Exercise instructions>
Return the listing below exactly, with the pictures dropped.

(Entries with page source code)
====

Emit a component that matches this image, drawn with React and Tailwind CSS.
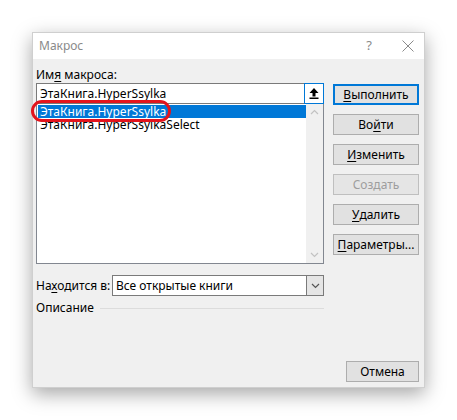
import React from "react";

const font = { fontFamily: '"Noto Sans", "Open Sans", sans-serif' };

const Btn = ({ children, primary, disabled }) => (
  <button
    className={
      "h-[21px] w-[86px] text-[12px] leading-none flex items-center justify-center " +
      (primary
        ? "border-2 border-[#0078d7] bg-[#e1e1e1] text-black"
        : disabled
        ? "border border-[#bfbfbf] bg-[#e5e5e5] text-[#9d9d9d]"
        : "border border-[#adadad] bg-[#e1e1e1] text-black")
    }
  >
    {children}
  </button>
);

const ArrowUp = () => (
  <svg width="10" height="11" viewBox="0 0 10 11">
    <path d="M5 0 L9.5 5 L6.5 5 L6.5 8.5 L3.5 8.5 L3.5 5 L0.5 5 Z" fill="#000" />
    <rect x="0.5" y="9.5" width="9" height="1.5" fill="#000" />
  </svg>
);

const Chevron = ({ up, color = "#c2c2c2" }) => (
  <svg width="9" height="6" viewBox="0 0 9 6">
    <path d={up ? "M1 5 L4.5 1.5 L8 5" : "M1 1 L4.5 4.5 L8 1"} fill="none" stroke={color} strokeWidth="1.2" />
  </svg>
);

export default function App() {
  return (
    <div className="w-[457px] h-[420px] bg-white pt-[32px] pl-[32px]" style={font}>
      <div className="w-[393px] h-[356px] bg-[#f0f0f0] border border-[#cfcfcf] shadow-[0_6px_18px_rgba(0,0,0,0.35)] flex flex-col">
        {/* title */}
        <div className="h-[26px] bg-white flex items-center pl-[6px] pr-[10px]">
          <span className="text-[12px] text-[#8a8a8a] flex-1">Макрос</span>
          <span className="text-[13px] text-[#8a8a8a] mr-[30px]">?</span>
          <svg width="12" height="12" viewBox="0 0 12 12">
            <path d="M0.5 0.5 L11.5 11.5 M11.5 0.5 L0.5 11.5" stroke="#8a8a8a" strokeWidth="1" />
          </svg>
        </div>

        <div className="flex flex-1 pl-[3px] pr-[5px] pb-[5px]">
          {/* left column */}
          <div className="w-[288px] flex flex-col">
            <div className="h-[24px] flex items-end pb-[2px] text-[12px] text-black leading-none">
              Им<u className="underline underline-offset-2">я</u>&nbsp;макроса:
            </div>
            <div className="h-[21px] bg-white border border-[#7a7a7a] flex">
              <div className="flex-1 flex items-center pl-[3px] text-[12px] text-black">ЭтаКнига.HyperSsylka</div>
              <div className="w-[20px] -mt-px -mr-px -mb-px border border-[#0078d7] bg-white flex items-center justify-center">
                <ArrowUp />
              </div>
            </div>
            <div className="relative h-[160px] bg-white border border-[#828790] border-t-0 flex">
              <div className="flex-1 pt-px pl-px">
                <div className="h-[13px] bg-[#0078d7] text-white text-[12px] leading-[13px] pl-[2px]">ЭтаКнига.HyperSsylka</div>
                <div className="h-[13px] text-black text-[12px] leading-[13px] pl-[2px]">ЭтаКнига.HyperSsylkaSelect</div>
              </div>
              <div className="w-[17px] bg-[#f0f0f0] flex flex-col justify-between items-center py-[5px]">
                <Chevron up />
                <Chevron />
              </div>
              <div className="absolute left-[-6px] top-[-4px] w-[140px] h-[22px] border-[3px] border-[#e3141d] rounded-[11px]" />
            </div>
            <div className="mt-[11px] h-[21px] flex items-center">
              <div className="w-[76px] text-[12px] text-black">
                На<u className="underline underline-offset-2">х</u>одится в:
              </div>
              <div className="flex-1 h-full bg-white border border-[#7a7a7a] flex">
                <div className="flex-1 flex items-center pl-[3px] text-[12px] text-black">Все открытые книги</div>
                <div className="w-[17px] bg-[#e5e5e5] border-l border-[#7a7a7a] flex items-center justify-center">
                  <Chevron color="#555" />
                </div>
              </div>
            </div>
            <div className="mt-[3px] flex items-center gap-[6px]">
              <span className="text-[12px] text-black">Описание</span>
              <div className="flex-1 h-px bg-[#dcdcdc]" />
            </div>
          </div>

          {/* right column */}
          <div className="ml-[9px] flex flex-col">
            <div className="h-[25px]" />
            <div className="flex flex-col gap-[9px]">
              <Btn primary><u className="underline underline-offset-2">В</u>ыполнить</Btn>
              <Btn>Во<u className="underline underline-offset-2">й</u>ти</Btn>
              <Btn><u className="underline underline-offset-2">И</u>зменить</Btn>
              <Btn disabled>Создать</Btn>
              <Btn><u className="underline underline-offset-2">У</u>далить</Btn>
              <Btn><u className="underline underline-offset-2">П</u>араметры...</Btn>
            </div>
            <div className="flex-1" />
            <div className="flex justify-end">
              <button className="h-[21px] w-[73px] border border-[#adadad] bg-[#e1e1e1] text-[12px] text-black flex items-center justify-center">
                Отмена
              </button>
            </div>
          </div>
        </div>
      </div>
    </div>
  );
}
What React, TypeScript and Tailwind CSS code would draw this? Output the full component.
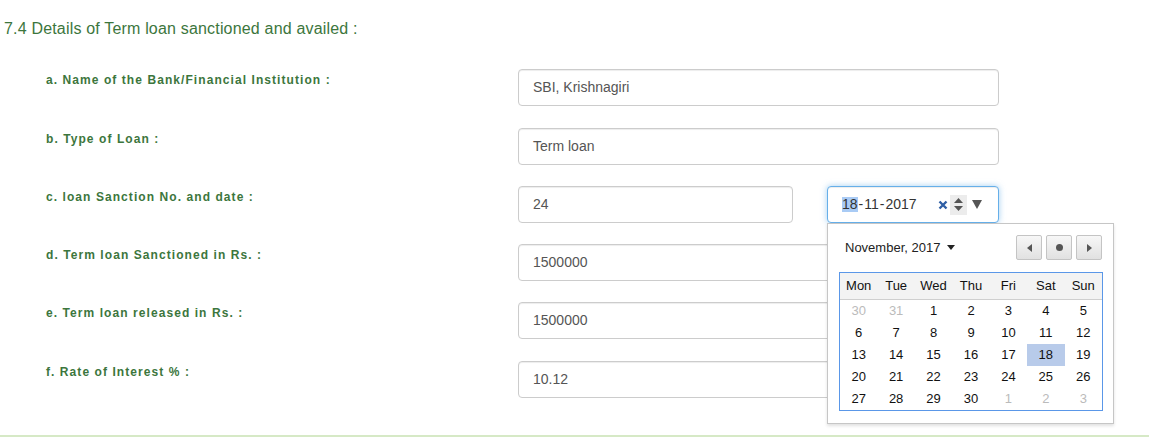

====

Answer to this problem>
Emit a component that matches this image, drawn with React and Tailwind CSS.
import React from "react";

const font = { fontFamily: '"Noto Sans", "Open Sans", sans-serif' };

const Btn = ({ children, primary, disabled }) => (
  <button
    className={
      "h-[21px] w-[86px] text-[12px] leading-none flex items-center justify-center " +
      (primary
        ? "border-2 border-[#0078d7] bg-[#e1e1e1] text-black"
        : disabled
        ? "border border-[#bfbfbf] bg-[#e5e5e5] text-[#9d9d9d]"
        : "border border-[#adadad] bg-[#e1e1e1] text-black")
    }
  >
    {children}
  </button>
);

const ArrowUp = () => (
  <svg width="10" height="11" viewBox="0 0 10 11">
    <path d="M5 0 L9.5 5 L6.5 5 L6.5 8.5 L3.5 8.5 L3.5 5 L0.5 5 Z" fill="#000" />
    <rect x="0.5" y="9.5" width="9" height="1.5" fill="#000" />
  </svg>
);

const Chevron = ({ up, color = "#c2c2c2" }) => (
  <svg width="9" height="6" viewBox="0 0 9 6">
    <path d={up ? "M1 5 L4.5 1.5 L8 5" : "M1 1 L4.5 4.5 L8 1"} fill="none" stroke={color} strokeWidth="1.2" />
  </svg>
);

export default function App() {
  return (
    <div className="w-[457px] h-[420px] bg-white pt-[32px] pl-[32px]" style={font}>
      <div className="w-[393px] h-[356px] bg-[#f0f0f0] border border-[#cfcfcf] shadow-[0_6px_18px_rgba(0,0,0,0.35)] flex flex-col">
        {/* title */}
        <div className="h-[26px] bg-white flex items-center pl-[6px] pr-[10px]">
          <span className="text-[12px] text-[#8a8a8a] flex-1">Макрос</span>
          <span className="text-[13px] text-[#8a8a8a] mr-[30px]">?</span>
          <svg width="12" height="12" viewBox="0 0 12 12">
            <path d="M0.5 0.5 L11.5 11.5 M11.5 0.5 L0.5 11.5" stroke="#8a8a8a" strokeWidth="1" />
          </svg>
        </div>

        <div className="flex flex-1 pl-[3px] pr-[5px] pb-[5px]">
          {/* left column */}
          <div className="w-[288px] flex flex-col">
            <div className="h-[24px] flex items-end pb-[2px] text-[12px] text-black leading-none">
              Им<u className="underline underline-offset-2">я</u>&nbsp;макроса:
            </div>
            <div className="h-[21px] bg-white border border-[#7a7a7a] flex">
              <div className="flex-1 flex items-center pl-[3px] text-[12px] text-black">ЭтаКнига.HyperSsylka</div>
              <div className="w-[20px] -mt-px -mr-px -mb-px border border-[#0078d7] bg-white flex items-center justify-center">
                <ArrowUp />
              </div>
            </div>
            <div className="relative h-[160px] bg-white border border-[#828790] border-t-0 flex">
              <div className="flex-1 pt-px pl-px">
                <div className="h-[13px] bg-[#0078d7] text-white text-[12px] leading-[13px] pl-[2px]">ЭтаКнига.HyperSsylka</div>
                <div className="h-[13px] text-black text-[12px] leading-[13px] pl-[2px]">ЭтаКнига.HyperSsylkaSelect</div>
              </div>
              <div className="w-[17px] bg-[#f0f0f0] flex flex-col justify-between items-center py-[5px]">
                <Chevron up />
                <Chevron />
              </div>
              <div className="absolute left-[-6px] top-[-4px] w-[140px] h-[22px] border-[3px] border-[#e3141d] rounded-[11px]" />
            </div>
            <div className="mt-[11px] h-[21px] flex items-center">
              <div className="w-[76px] text-[12px] text-black">
                На<u className="underline underline-offset-2">х</u>одится в:
              </div>
              <div className="flex-1 h-full bg-white border border-[#7a7a7a] flex">
                <div className="flex-1 flex items-center pl-[3px] text-[12px] text-black">Все открытые книги</div>
                <div className="w-[17px] bg-[#e5e5e5] border-l border-[#7a7a7a] flex items-center justify-center">
                  <Chevron color="#555" />
                </div>
              </div>
            </div>
            <div className="mt-[3px] flex items-center gap-[6px]">
              <span className="text-[12px] text-black">Описание</span>
              <div className="flex-1 h-px bg-[#dcdcdc]" />
            </div>
          </div>

          {/* right column */}
          <div className="ml-[9px] flex flex-col">
            <div className="h-[25px]" />
            <div className="flex flex-col gap-[9px]">
              <Btn primary><u className="underline underline-offset-2">В</u>ыполнить</Btn>
              <Btn>Во<u className="underline underline-offset-2">й</u>ти</Btn>
              <Btn><u className="underline underline-offset-2">И</u>зменить</Btn>
              <Btn disabled>Создать</Btn>
              <Btn><u className="underline underline-offset-2">У</u>далить</Btn>
              <Btn><u className="underline underline-offset-2">П</u>араметры...</Btn>
            </div>
            <div className="flex-1" />
            <div className="flex justify-end">
              <button className="h-[21px] w-[73px] border border-[#adadad] bg-[#e1e1e1] text-[12px] text-black flex items-center justify-center">
                Отмена
              </button>
            </div>
          </div>
        </div>
      </div>
    </div>
  );
}
What React, TypeScript and Tailwind CSS code would draw this? Output the full component.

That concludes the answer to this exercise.